Saturday, March 26, 2011

Break-ups: For lovers and... friends?

So, this is not a post about Art, photography, music or poetry but my heartbreak on losing a really good friend of mine. He's not dead or anything, it was just in the best interest of everyone for us to "break-up". Although I'm the one who did the "breaking-up", he hurt me in a way that's just not acceptable, there was no going back. And to be honest being friends with him wasn't beneficial to me anymore. I don't mean that in a selfish way, just that he has a lot of dark things around him and they were starting to bleed into my life. I tried I really did, but in the end it was just too much. I still love him of course, I will probably for a long time, I haven't seen him since last summer but it still feels like it happened just yesterday. I've been through the whole crying my eyes out, depressed to hell with life, maybe I made the wrong decision thing for months. And then I was okay for a little bit and now I'm just not. We have a lot of mutual friends, so I hear about him and it's like twisting the knife in deeper. I miss him so much, now that he's gone there's this stain he left on my life. You know you don't really realize some one's affect on your life until they're not there anymore. I look around and all I see is him, not just in my memories but on my shelves and walls. I was telling my therapist; I don't know what to do it's just too much, should I put it away in a box like couples do ha ha. And she said maybe you should try that and see how it feels. So I did, I put everything in an old red suitcase I have, wrote his name on it and put it away.



Some things I put in it:



The fabric I wore in my hair and jewelry for senior ball, he was my date.

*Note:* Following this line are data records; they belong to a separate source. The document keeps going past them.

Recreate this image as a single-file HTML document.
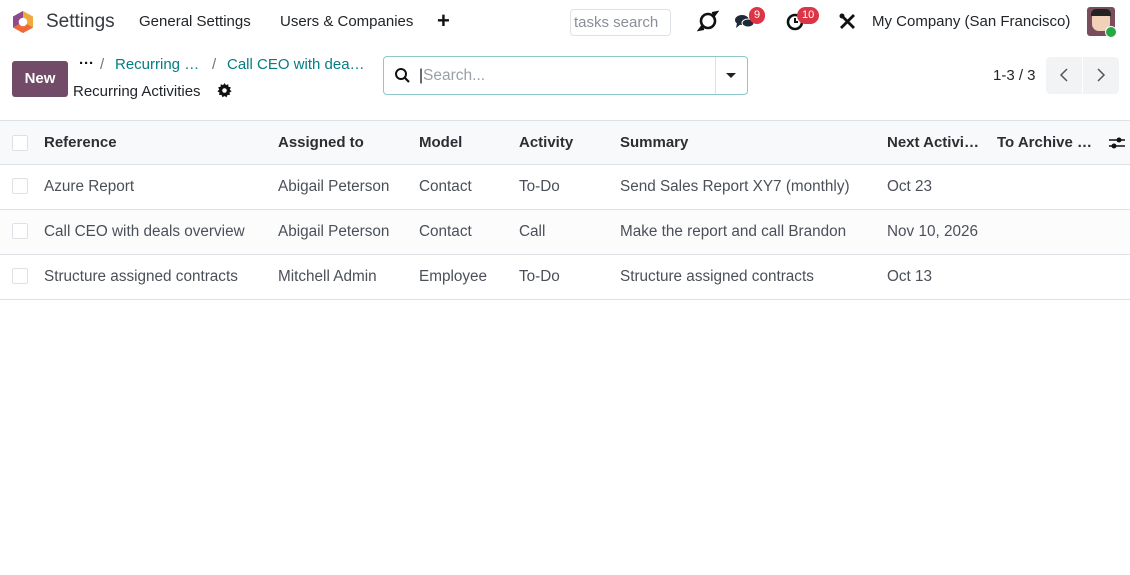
<!DOCTYPE html>
<html><head><meta charset="utf-8"><style>
*{box-sizing:border-box;margin:0;padding:0}
body{width:1130px;height:575px;background:#fff;font-family:"Liberation Sans",sans-serif;color:#374151;position:relative;overflow:hidden;font-size:15px}
.a{position:absolute;white-space:nowrap}
.nav{color:#212529;font-size:15px}
.badge{position:absolute;background:#dc3545;color:#fff;font-size:11px;border-radius:9px;height:17px;line-height:17px;text-align:center;padding:0 5px}
.hdr{position:absolute;left:0;top:120px;width:1130px;height:45px;background:#f8f9fa;border-top:1px solid #dee2e6;border-bottom:1px solid #dee2e6}
.row{position:absolute;left:0;width:1130px;height:45px;border-bottom:1px solid #dee2e6}
.cb{position:absolute;left:12px;width:16px;height:16px;border:1px solid #dee2e6;border-radius:2px;background:#fff}
.c{position:absolute;top:13px;white-space:nowrap;color:#4b5058;font-size:15.3px}
.h{font-weight:bold;color:#2b2f33;font-size:15px}
.teal{color:#017e84}
</style></head><body>
<svg class="a" style="left:11px;top:10px" width="24" height="24" viewBox="0 0 24 24"><polygon points="12,1 22,6.5 22,17.5 12,23 2,17.5 2,6.5" fill="#f0a93b"/><polygon points="12,1 2,6.5 2,17.5 12,12" fill="#8d4a8e"/><polygon points="2,17.5 12,23 22,17.5 12,12" fill="#ef6a3a"/><circle cx="12" cy="12" r="4.3" fill="#fff"/></svg>
<div class="a" style="left:46px;top:11px;font-size:19px;color:#343a40">Settings</div>
<div class="a nav" style="left:139px;top:13px">General Settings</div>
<div class="a nav" style="left:280px;top:13px">Users &amp; Companies</div>
<div class="a" style="left:437px;top:8px;font-size:22px;font-weight:bold;color:#111">+</div>
<div class="a" style="left:570px;top:9px;width:101px;height:27px;border:1px solid #dee2e6;border-radius:4px;color:#8a8f96;font-size:15px;padding:4px 3px">tasks search</div>
<svg class="a" style="left:697px;top:10px" width="22" height="22" viewBox="0 0 22 22"><circle cx="11" cy="11" r="7" fill="none" stroke="#111" stroke-width="2.6"/><path d="M15 3 L20 2 L17 6 M7 19 L2 20 L5 16" stroke="#111" stroke-width="2" fill="#111"/></svg>
<svg class="a" style="left:734px;top:13px" width="22" height="18" viewBox="0 0 22 18"><ellipse cx="8" cy="7" rx="7" ry="5" fill="#1f2937"/><path d="M3 10 L2 15 L7 11Z" fill="#1f2937"/><ellipse cx="14" cy="10" rx="6" ry="4" fill="#1f2937" stroke="#fff" stroke-width="1"/></svg>
<div class="badge" style="left:749px;top:7px">9</div>
<svg class="a" style="left:785px;top:12px" width="20" height="20" viewBox="0 0 20 20"><circle cx="10" cy="10" r="7" fill="none" stroke="#111" stroke-width="2.6"/><path d="M10 6 V10 H13" stroke="#111" stroke-width="2" fill="none"/></svg>
<div class="badge" style="left:797px;top:7px">10</div>
<svg class="a" style="left:838px;top:12px" width="19" height="19" viewBox="0 0 19 19"><path d="M3 3 L16 16 M16 3 L3 16" stroke="#111" stroke-width="2.8"/><circle cx="4" cy="4" r="2.5" fill="#111"/></svg>
<div class="a nav" style="left:872px;top:13px">My Company (San Francisco)</div>
<div class="a" style="left:1087px;top:7px;width:28px;height:29px;background:#7a4d5c;border-radius:3px;overflow:hidden"><div style="position:absolute;left:5px;top:4px;width:18px;height:20px;background:#f1d1b8;border-radius:7px"></div><div style="position:absolute;left:4px;top:2px;width:20px;height:7px;background:#222;border-radius:5px 5px 0 0"></div></div>
<div class="a" style="left:1105px;top:26px;width:12px;height:12px;background:#28a745;border-radius:50%;border:1px solid #fff"></div>
<div class="a" style="left:12px;top:61px;width:56px;height:36px;background:#714b67;border-radius:3px;color:#fff;font-weight:bold;font-size:15px;text-align:center;line-height:36px">New</div>
<div class="a" style="left:79px;top:55px;font-weight:bold;color:#111">···</div>
<div class="a" style="left:100px;top:56px;color:#6c757d">/</div>
<div class="a teal" style="left:115px;top:56px">Recurring …</div>
<div class="a" style="left:212px;top:56px;color:#6c757d">/</div>
<div class="a teal" style="left:227px;top:56px">Call CEO with dea…</div>
<div class="a" style="left:73px;top:83px;color:#212529">Recurring Activities</div>
<svg class="a" style="left:217px;top:83px" width="15" height="15" viewBox="0 0 16 16"><path d="M8 0 L9.5 2.2 L12 1.3 L12.2 4 L14.8 4.6 L13.6 7 L15.6 8.8 L13.3 10.2 L13.8 12.8 L11.2 12.7 L10.2 15.2 L8 13.8 L5.8 15.2 L4.8 12.7 L2.2 12.8 L2.7 10.2 L0.4 8.8 L2.4 7 L1.2 4.6 L3.8 4 L4 1.3 L6.5 2.2Z" fill="#111"/><circle cx="8" cy="8" r="2.4" fill="#fff"/></svg>
<div class="a" style="left:383px;top:56px;width:365px;height:39px;border:1px solid #8fc6ca;border-radius:4px"></div>
<svg class="a" style="left:394px;top:67px" width="17" height="17" viewBox="0 0 17 17"><circle cx="7" cy="7" r="5" fill="none" stroke="#111" stroke-width="2"/><path d="M11 11 L15 15" stroke="#111" stroke-width="2.2"/></svg>
<div class="a" style="left:419px;top:67px;color:#9aa0a6;font-size:15.5px"><span style="color:#111">|</span>Search...</div>
<div class="a" style="left:715px;top:57px;width:1px;height:37px;background:#dee2e6"></div>
<div class="a" style="left:726px;top:73px;width:0;height:0;border-left:5px solid transparent;border-right:5px solid transparent;border-top:5px solid #222"></div>
<div class="a" style="left:993px;top:67px;color:#212529">1-3 / 3</div>
<div class="a" style="left:1046px;top:57px;width:73px;height:37px;background:#f1f3f5;border-radius:4px"></div>
<div class="a" style="left:1082px;top:57px;width:1px;height:37px;background:#fff"></div>
<svg class="a" style="left:1057px;top:67px" width="14" height="16"><path d="M10 2 L4 8 L10 14" stroke="#555" stroke-width="1.5" fill="none"/></svg>
<svg class="a" style="left:1094px;top:67px" width="14" height="16"><path d="M4 2 L10 8 L4 14" stroke="#555" stroke-width="1.5" fill="none"/></svg>
<div class="hdr"><div class="cb" style="top:14px"></div>
<div class="c h" style="left:44px">Reference</div><div class="c h" style="left:278px">Assigned to</div><div class="c h" style="left:419px">Model</div><div class="c h" style="left:519px">Activity</div><div class="c h" style="left:620px">Summary</div><div class="c h" style="left:887px">Next Activi…</div><div class="c h" style="left:997px">To Archive …</div>
<svg style="position:absolute;left:1108px;top:14px" width="18" height="16"><path d="M1 5 H17 M1 11 H17" stroke="#111" stroke-width="1.6"/><circle cx="11" cy="5" r="2.5" fill="#111"/><circle cx="6" cy="11" r="2.5" fill="#111"/></svg></div>
<div class="row" style="top:165px"><div class="cb" style="top:13px"></div><div class="c" style="left:44px">Azure Report</div><div class="c" style="left:278px">Abigail Peterson</div><div class="c" style="left:419px">Contact</div><div class="c" style="left:519px">To-Do</div><div class="c" style="left:620px">Send Sales Report XY7 (monthly)</div><div class="c" style="left:887px">Oct 23</div></div>
<div class="row" style="top:210px;background:#fcfcfd"><div class="cb" style="top:13px"></div><div class="c" style="left:44px">Call CEO with deals overview</div><div class="c" style="left:278px">Abigail Peterson</div><div class="c" style="left:419px">Contact</div><div class="c" style="left:519px">Call</div><div class="c" style="left:620px">Make the report and call Brandon</div><div class="c" style="left:887px">Nov 10, 2026</div></div>
<div class="row" style="top:255px"><div class="cb" style="top:13px"></div><div class="c" style="left:44px">Structure assigned contracts</div><div class="c" style="left:278px">Mitchell Admin</div><div class="c" style="left:419px">Employee</div><div class="c" style="left:519px">To-Do</div><div class="c" style="left:620px">Structure assigned contracts</div><div class="c" style="left:887px">Oct 13</div></div>
</body></html>
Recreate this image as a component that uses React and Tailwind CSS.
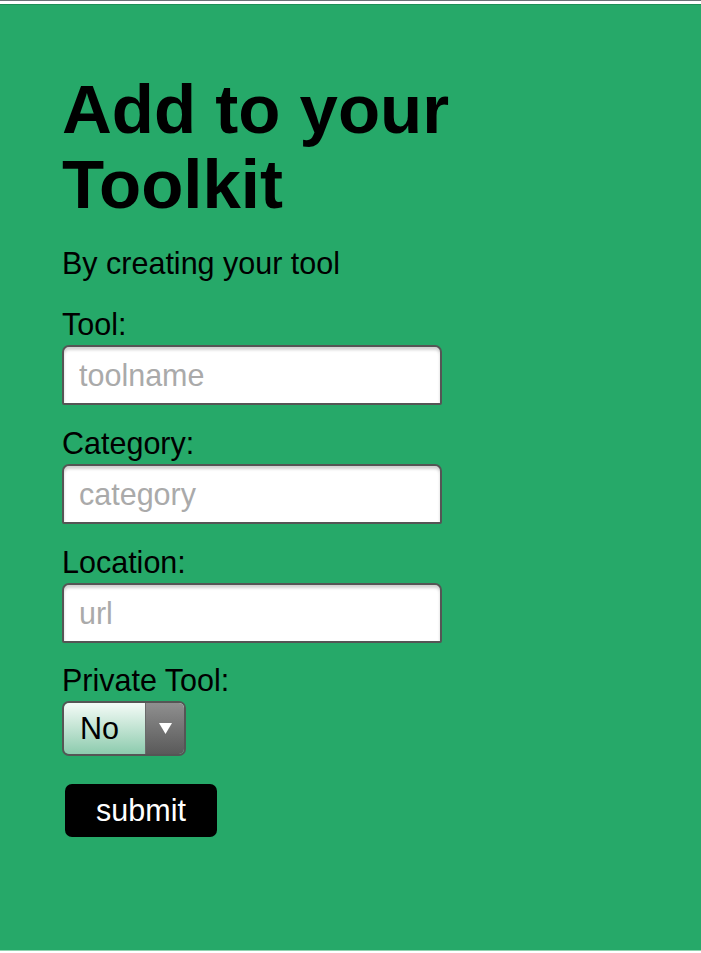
const fields = [
  { label: 'Tool:', placeholder: 'toolname' },
  { label: 'Category:', placeholder: 'category' },
  { label: 'Location:', placeholder: 'url' },
]

const App = () => (
  <div className="min-h-[953px] bg-white font-['Liberation_Sans',Arial,sans-serif] text-black">
    <div className="h-px bg-[#6c7378]" />
    <div className="mt-[3px] h-[947px] border-t border-[#1f8f57] border-b border-b-[#8fd4b0] bg-[#26a969] pl-[62px] pt-[67px]">
      <h1 className="max-w-[460px] text-[69px] font-bold leading-[75px]">Add to your Toolkit</h1>
      <p className="mt-[24px] text-[30.5px] leading-[34px]">By creating your tool</p>
      <form className="mt-[27px] flex flex-col" onSubmit={(e) => e.preventDefault()}>
        {fields.map((f, i) => (
          <div key={f.label} className={i === 0 ? '' : 'mt-[21px]'}>
            <label className="block text-[30.5px] leading-[34px]">{f.label}</label>
            <input
              type="text"
              placeholder={f.placeholder}
              className="mt-[4px] block h-[60px] w-[380px] rounded-t-[7px] rounded-b-[2px] border-2 border-[#555] bg-white pl-[15px] text-[30.5px] shadow-[inset_0_3px_3px_rgba(0,0,0,0.18)] outline-none placeholder:text-[#aaaaaa]"
            />
          </div>
        ))}
        <div className="mt-[20px]">
          <label className="block text-[30.5px] leading-[34px]">Private Tool:</label>
          <div className="relative mt-[4px] h-[55px] w-[124px] overflow-hidden rounded-[7px] border-2 border-[#555]">
            <select className="h-full w-full appearance-none bg-linear-to-b from-[#f4fbf7] to-[#8ccbae] pl-[16px] text-[30.5px] outline-none">
              <option>No</option>
              <option>Yes</option>
            </select>
            <div className="pointer-events-none absolute inset-y-0 right-0 flex w-[39px] items-center justify-center border-l border-[#6a6a6a] bg-linear-to-b from-[#8f8f8f] to-[#5a5a5a]">
              <svg width="13" height="11" viewBox="0 0 13 11">
                <path d="M0 0h13L6.5 11z" fill="#fff" />
              </svg>
            </div>
          </div>
        </div>
        <button
          type="submit"
          className="ml-[3px] mt-[28px] h-[53px] w-[152px] rounded-[7px] bg-black text-[30.5px] leading-none text-white"
        >
          submit
        </button>
      </form>
    </div>
  </div>
)

export default App
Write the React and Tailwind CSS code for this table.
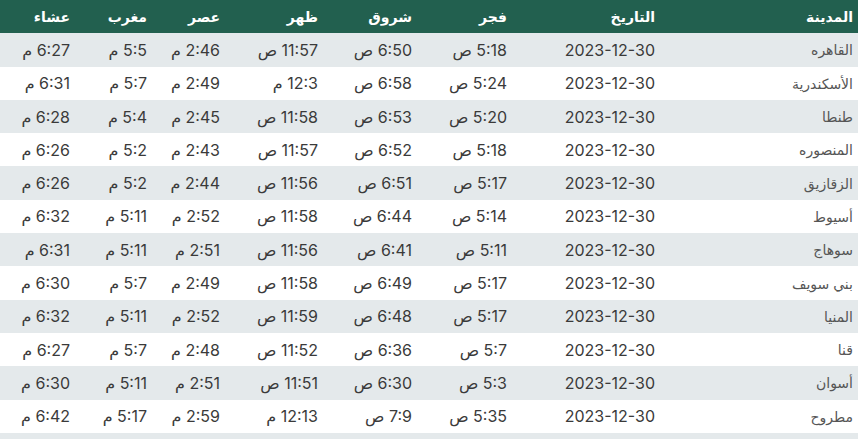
import React from "react";

const cols = [
  { key: "city", label: "المدينة", w: "w-[198px]" },
  { key: "date", label: "التاريخ", w: "w-[148px]" },
  { key: "fajr", label: "فجر", w: "w-[95px]" },
  { key: "shurooq", label: "شروق", w: "w-[94px]" },
  { key: "dhuhr", label: "ظهر", w: "w-[98px]" },
  { key: "asr", label: "عصر", w: "w-[73px]" },
  { key: "maghrib", label: "مغرب", w: "w-[77px]" },
  { key: "isha", label: "عشاء", w: "w-[75px]" },
];

const rows = [
  ["القاهره", "5:18 ص", "6:50 ص", "11:57 ص", "2:46 م", "5:5 م", "6:27 م"],
  ["الأسكندرية", "5:24 ص", "6:58 ص", "12:3 م", "2:49 م", "5:7 م", "6:31 م"],
  ["طنطا", "5:20 ص", "6:53 ص", "11:58 ص", "2:45 م", "5:4 م", "6:28 م"],
  ["المنصوره", "5:18 ص", "6:52 ص", "11:57 ص", "2:43 م", "5:2 م", "6:26 م"],
  ["الزقازيق", "5:17 ص", "6:51 ص", "11:56 ص", "2:44 م", "5:2 م", "6:26 م"],
  ["أسيوط", "5:14 ص", "6:44 ص", "11:58 ص", "2:52 م", "5:11 م", "6:32 م"],
  ["سوهاج", "5:11 ص", "6:41 ص", "11:56 ص", "2:51 م", "5:11 م", "6:31 م"],
  ["بني سويف", "5:17 ص", "6:49 ص", "11:58 ص", "2:49 م", "5:7 م", "6:30 م"],
  ["المنيا", "5:17 ص", "6:48 ص", "11:59 ص", "2:52 م", "5:11 م", "6:32 م"],
  ["قنا", "5:7 ص", "6:36 ص", "11:52 ص", "2:48 م", "5:7 م", "6:27 م"],
  ["أسوان", "5:3 ص", "6:30 ص", "11:51 ص", "2:51 م", "5:11 م", "6:30 م"],
  ["مطروح", "5:35 ص", "7:9 ص", "12:13 م", "2:59 م", "5:17 م", "6:42 م"],
];

const App = () => {
  return (
    <div
      dir="rtl"
      className="w-[858px] h-[439px] overflow-hidden bg-white font-['Inter','DejaVu_Sans',sans-serif]"
    >
      {/* Header */}
      <div className="flex h-[33.3px] bg-[#22604f] text-white text-[14px] font-bold">
        {cols.map((c) => (
          <div key={c.key} className={`${c.w} flex items-center pr-[5px]`}>
            {c.label}
          </div>
        ))}
      </div>

      {/* Rows */}
      {rows.map((r, i) => (
        <div
          key={i}
          className={`flex h-[33.3px] text-[16px] text-[#3a3a3a] ${
            i % 2 === 0 ? "bg-[#e4e9eb]" : "bg-white"
          }`}
        >
          <div className="w-[198px] flex items-center pr-[5px] text-[14px] text-[#555]">
            {r[0]}
          </div>
          <div className="w-[148px] flex items-center pr-[5px]">2023-12-30</div>
          {r.slice(1).map((v, j) => (
            <div key={j} className={`${cols[j + 2].w} flex items-center pr-[5px]`}>
              {v}
            </div>
          ))}
        </div>
      ))}
      <div className="h-[33.3px] bg-[#e4e9eb]" />
    </div>
  );
};

export default App;
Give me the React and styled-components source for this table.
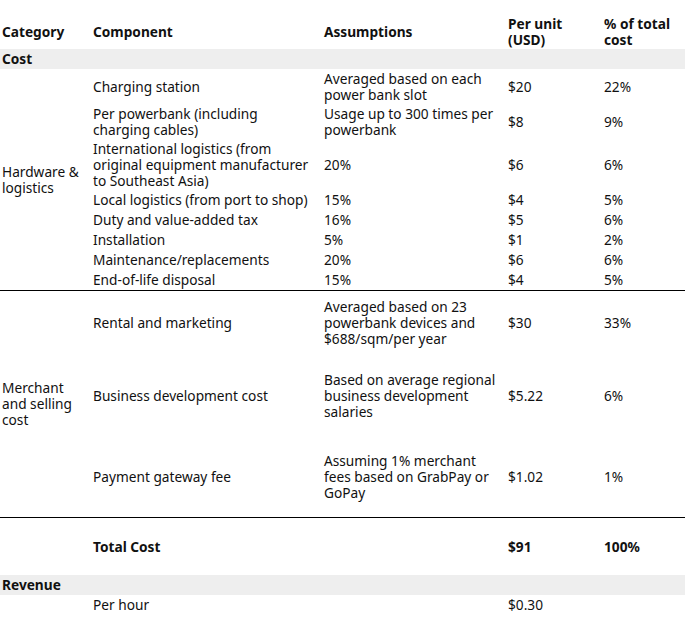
import React from 'react';
import styled, { createGlobalStyle } from 'styled-components';

const GlobalStyle = createGlobalStyle`
  body {
    margin: 0;
    background: #ffffff;
    font-family: "Noto Sans", "DejaVu Sans", sans-serif;
  }
`;

const Page = styled.div`
  padding-top: 13px;
`;

const Table = styled.table`
  width: 685px;
  border-collapse: collapse;
  table-layout: fixed;
  font-size: 13.7px;
  line-height: 16px;
  color: #111111;
`;

const HeadCell = styled.th`
  text-align: left;
  font-weight: 700;
  padding: 3px 2px 1px;
  vertical-align: middle;
  white-space: pre-line;
`;

const Cell = styled.td`
  padding: ${(p) => p.$pad}px 2px;
  vertical-align: middle;
  white-space: pre-line;
  font-weight: ${(p) => (p.$bold ? 700 : 400)};
`;

const BandRow = styled.tr`
  background: #eeeeee;
`;

const BandCell = styled.td`
  padding: 2px;
  font-weight: 700;
`;

const Row = styled.tr`
  border-top: ${(p) => (p.$divider ? '1px solid #000000' : 'none')};
`;

const hardware = [
  { name: 'Charging station', note: 'Averaged based on each\npower bank slot', unit: '$20', pct: '22%', pad: 1.5 },
  { name: 'Per powerbank (including\ncharging cables)', note: 'Usage up to 300 times per\npowerbank', unit: '$8', pct: '9%', pad: 1.5 },
  { name: 'International logistics (from\noriginal equipment manufacturer\nto Southeast Asia)', note: '20%', unit: '$6', pct: '6%', pad: 1.5 },
  { name: 'Local logistics (from port to shop)', note: '15%', unit: '$4', pct: '5%', pad: 2 },
  { name: 'Duty and value-added tax', note: '16%', unit: '$5', pct: '6%', pad: 2 },
  { name: 'Installation', note: '5%', unit: '$1', pct: '2%', pad: 2 },
  { name: 'Maintenance/replacements', note: '20%', unit: '$6', pct: '6%', pad: 2 },
  { name: 'End-of-life disposal', note: '15%', unit: '$4', pct: '5%', pad: 2 },
];

const merchant = [
  { name: 'Rental and marketing', note: 'Averaged based on 23\npowerbank devices and\n$688/sqm/per year', unit: '$30', pct: '33%', pad: 8 },
  { name: 'Business development cost', note: 'Based on average regional\nbusiness development\nsalaries', unit: '$5.22', pct: '6%', pad: 17 },
  { name: 'Payment gateway fee', note: 'Assuming 1% merchant\nfees based on GrabPay or\nGoPay', unit: '$1.02', pct: '1%', pad: 16 },
];

function Group({ label, items, divider }) {
  return items.map((item, i) => (
    <Row key={item.name} $divider={divider && i === 0}>
      {i === 0 && (
        <Cell $pad={2} rowSpan={items.length}>
          {label}
        </Cell>
      )}
      <Cell $pad={item.pad}>{item.name}</Cell>
      <Cell $pad={item.pad}>{item.note}</Cell>
      <Cell $pad={item.pad}>{item.unit}</Cell>
      <Cell $pad={item.pad}>{item.pct}</Cell>
    </Row>
  ));
}

export default function App() {
  return (
    <Page>
      <GlobalStyle />
      <Table>
        <colgroup>
          <col width="91" />
          <col width="231" />
          <col width="184" />
          <col width="96" />
          <col width="83" />
        </colgroup>
        <thead>
          <tr>
            <HeadCell>Category</HeadCell>
            <HeadCell>Component</HeadCell>
            <HeadCell>Assumptions</HeadCell>
            <HeadCell>{'Per unit\n(USD)'}</HeadCell>
            <HeadCell>{'% of total\ncost'}</HeadCell>
          </tr>
        </thead>
        <tbody>
          <BandRow>
            <BandCell colSpan={5}>Cost</BandCell>
          </BandRow>
          <Group label={'Hardware &\nlogistics'} items={hardware} />
          <Group label={'Merchant\nand selling\ncost'} items={merchant} divider />
          <Row $divider>
            <Cell $pad={20.5} />
            <Cell $pad={20.5} $bold>Total Cost</Cell>
            <Cell $pad={20.5} />
            <Cell $pad={20.5} $bold>$91</Cell>
            <Cell $pad={20.5} $bold>100%</Cell>
          </Row>
          <BandRow>
            <BandCell colSpan={5}>Revenue</BandCell>
          </BandRow>
          <Row>
            <Cell $pad={2} />
            <Cell $pad={2}>Per hour</Cell>
            <Cell $pad={2} />
            <Cell $pad={2}>$0.30</Cell>
            <Cell $pad={2} />
          </Row>
        </tbody>
      </Table>
    </Page>
  );
}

Books he gave and lent me. This was actually a really disturbing manga I wish I had never read.



The millions of picture we took in Japan Town



Bows I bought at this Japanese clothing boutique opening, he was so excited and it was pretty cool. But now I can't even remember the name of it.
And a red hello kitty back pack I used to wear when we'd go to the city, he loved it. Some portraits he drew of me, bus transfers.

It was a hard process but cleansing, I felt lighter afterward just the symbolism of putting him away helped me. I felt free.






I woke up this morning and now I feel like all that work just opened up a whole bunch of crap and now I feel awful. Like I'm the only one not coping.